Wizje twórców filmowych, w których ludzkość ściera się z robotami przejmującymi kontrolę nad światem, są coraz odważniejsze. Wpływ robotyzacji na poczucie bezpieczeństwa jest coraz szerzej analizowany przez różne społeczności i przestaje być fikcją. Prace nad sztuczną inteligencją niektórych przerażają, innym z kolei pokazują nowe możliwości poprawiania otaczającego świata. Jak automatyzacja i robotyzacja mają się do rynku pracy? Czy roboty będą przyczyną końca rynku pracownika?
Robotyzacja – co to jest?
Sama robotyzacja polega na zamianie czynności podejmowanych przez człowieka na działania wykonywane przez urządzenia czy roboty. Na przykład w wielu fabrykach zamiast ludzi stojących przy taśmie widzimy tak zwane manipulatory, czyli urządzenia, których zadaniem jest chwytanie i poruszanie przedmiotami.
Robotyzacja procesów biznesowych (RPA) to z kolei wykonywanie pewnych powtarzalnych zadań biurowych, za pomocą automatycznych procesów według algorytmu.

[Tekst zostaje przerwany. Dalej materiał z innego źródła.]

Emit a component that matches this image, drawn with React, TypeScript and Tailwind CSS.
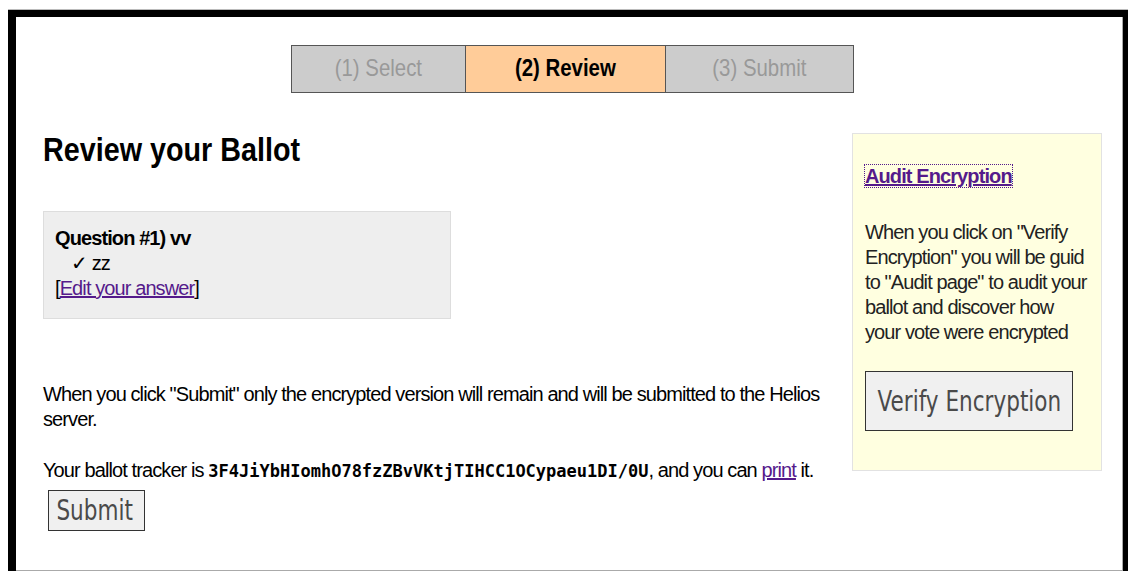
import React from "react";

const SANS = { fontFamily: '"Liberation Sans", Arial, sans-serif' };
const BTN = { fontFamily: '"DejaVu Sans", sans-serif' };

const STEPS = [
  { label: "(1) Select", width: "w-[175px]", active: false },
  { label: "(2) Review", width: "w-[200px]", active: true },
  { label: "(3) Submit", width: "w-[188px]", active: false },
];

function StepBar() {
  return (
    <div className="flex pl-[275px] pt-[28px]">
      {STEPS.map((s, i) => (
        <div
          key={s.label}
          className={`${s.width} h-[48px] flex items-center justify-center border border-[#555] text-[24px] ${
            i > 0 ? "border-l-0" : ""
          } ${s.active ? "bg-[#ffcc99] font-bold text-black" : "bg-[#cccccc] text-[#999]"}`}
        >
          <span className="inline-block scale-x-[0.85] -translate-y-[1px]">{s.label}</span>
        </div>
      ))}
    </div>
  );
}

export default function App() {
  return (
    <div className="h-[572px] w-[1128px] overflow-hidden bg-white pt-[9px] pl-[8px]" style={SANS}>
      <div className="bg-black border-t border-[#bbb] pt-[7px] pl-[8px] pr-[6px] w-[1130px]">
        <div className="bg-white border-r border-b border-[#aaa] h-[554px] w-[1107px] text-black">
          <StepBar />

          <div className="flex">
            {/* ballot column */}
            <div className="w-[836px] pl-[27px] text-[20px] leading-[25px] tracking-[-0.045em]">
              <h1 className="mt-[37px] text-[34px] leading-[38px] font-bold tracking-normal">
                <span className="inline-block origin-left scale-x-[0.845]">Review your Ballot</span>
              </h1>

              <div className="mt-[43px] w-[408px] h-[108px] bg-[#eeeeee] border border-[#dddddd] pl-[11px] pt-[14px]">
                <div className="font-bold">Question #1) vv</div>
                <div className="pl-[16px]">✓ zz</div>
                <div>
                  [<a href="#" className="text-[#551a8b] underline">Edit your answer</a>]
                </div>
              </div>

              <p className="mt-[63px] pr-[4px]">
                When you click "Submit" only the encrypted version will remain and will be submitted to the Helios
                server.
              </p>

              <p className="mt-[26px] whitespace-nowrap">
                Your ballot tracker is{" "}
                <span
                  className="font-bold text-[17px] tracking-normal"
                  style={{ fontFamily: '"DejaVu Sans Mono", monospace' }}
                >
                  3F4JiYbHIomhO78fzZBvVKtjTIHCC1OCypaeu1DI/0U
                </span>
                , and you can <a href="#" className="text-[#551a8b] underline">print</a> it.
              </p>

              <button
                className="mt-[6px] ml-[5px] w-[97px] h-[41px] flex items-center justify-center bg-[#f0f0f0] border border-[#333] text-[28px] text-[#4a4a4a] tracking-normal"
                style={BTN}
              >
                <span className="inline-block scale-x-[0.77] -translate-x-[2px]">Submit</span>
              </button>
            </div>

            {/* audit sidebar */}
            <div className="mt-[40px] w-[250px] h-[338px] bg-[#ffffe0] border border-[#e2e2e2] px-[12px] pt-[30px] text-[20px] leading-[25px] tracking-[-0.045em]">
              <a
                href="#"
                className="font-bold text-[#551a8b] underline outline outline-1 outline-dotted outline-[#551a8b]"
              >
                Audit Encryption
              </a>
              <p className="mt-[31px] text-[#222] whitespace-nowrap">
                When you click on "Verify
                <br />
                Encryption" you will be guid
                <br />
                to "Audit page" to audit your
                <br />
                ballot and discover how
                <br />
                your vote were encrypted
              </p>
              <button
                className="mt-[26px] w-[208px] h-[60px] flex items-center justify-center bg-[#f0f0f0] border border-[#333] text-[28px] text-[#4a4a4a] tracking-normal"
                style={BTN}
              >
                <span className="inline-block shrink-0 scale-x-[0.77] whitespace-nowrap">Verify Encryption</span>
              </button>
            </div>
          </div>
        </div>
      </div>
    </div>
  );
}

Narzędziem jest z reguły specjalne oprogramowanie komputerowe, stosowane w urządzeniach biurowych. Nie widzimy typowych robotów, przypominających ludzkie sylwetki. To same czynności są prowadzone za pomocą odpowiednio dopasowanych systemów.
Nie należy mylić robotyzacji z robotyką. Pierwsze pojęcie odnosi się do sytuacji zastępowania pracy ludzkiej pracą automatów. Natomiast robotyka, cytując za Encyklopedią PWN, to „dziedzina nauki i techniki zajmująca się teorią, budową i zastosowaniami robotów”.
Wpływ robotyzacji na rynek pracy
Jakie są wady i zalety automatyzacji procesów, wprowadzenia robotyzacji do zakładów produkcyjnych?
Do plusów należy większa dokładność oraz szerszy zakres możliwości urządzeń. W przypadku np. programów, które automatycznie rozsyłają faktury, jest mniejsze prawdopodobieństwo pominięcia jakiegoś kontrahenta, odgórnie wprowadzonego do bazy danych. Minimalizuje się więc ryzyko błędu. Roboty zastępują prace żmudne, powtarzalne, które tak naprawdę przez ludzi wykonywane są niechętnie.
Istnieją firmy, które oferują robotyzację procesów produkcyjnych. One z kolei też potrzebują pracowników, potrafiących stworzyć odpowiednie urządzenia. Wzrośnie więc zapotrzebowanie na nowego typu specjalistów, pracodawcy będą tworzyli nowe miejsca pracy.
Trzeba jednak pamiętać, że roboty mają ograniczone możliwości. Pracodawcy decydujący się na robotyzację produkcji muszą liczyć się z początkowo wysokimi kosztami wdrożenia.
Jak radzić sobie więc na rynku pracy, w którym ważną rolę zaczną odgrywać urządzenia i roboty? Z pewnością warto się nad tym zastanowić obierając odpowiednią ścieżkę edukacji i kształtowania kariery zawodowej. Jeżeli mamy przesłanki by sądzić, że wkrótce nasze stanowisko zostanie poddane automatyzacji powinniśmy pomyśleć o przebranżowieniu. Być może warto zastanowić się nad nauką obsługi wprowadzanych do firmy urządzeń.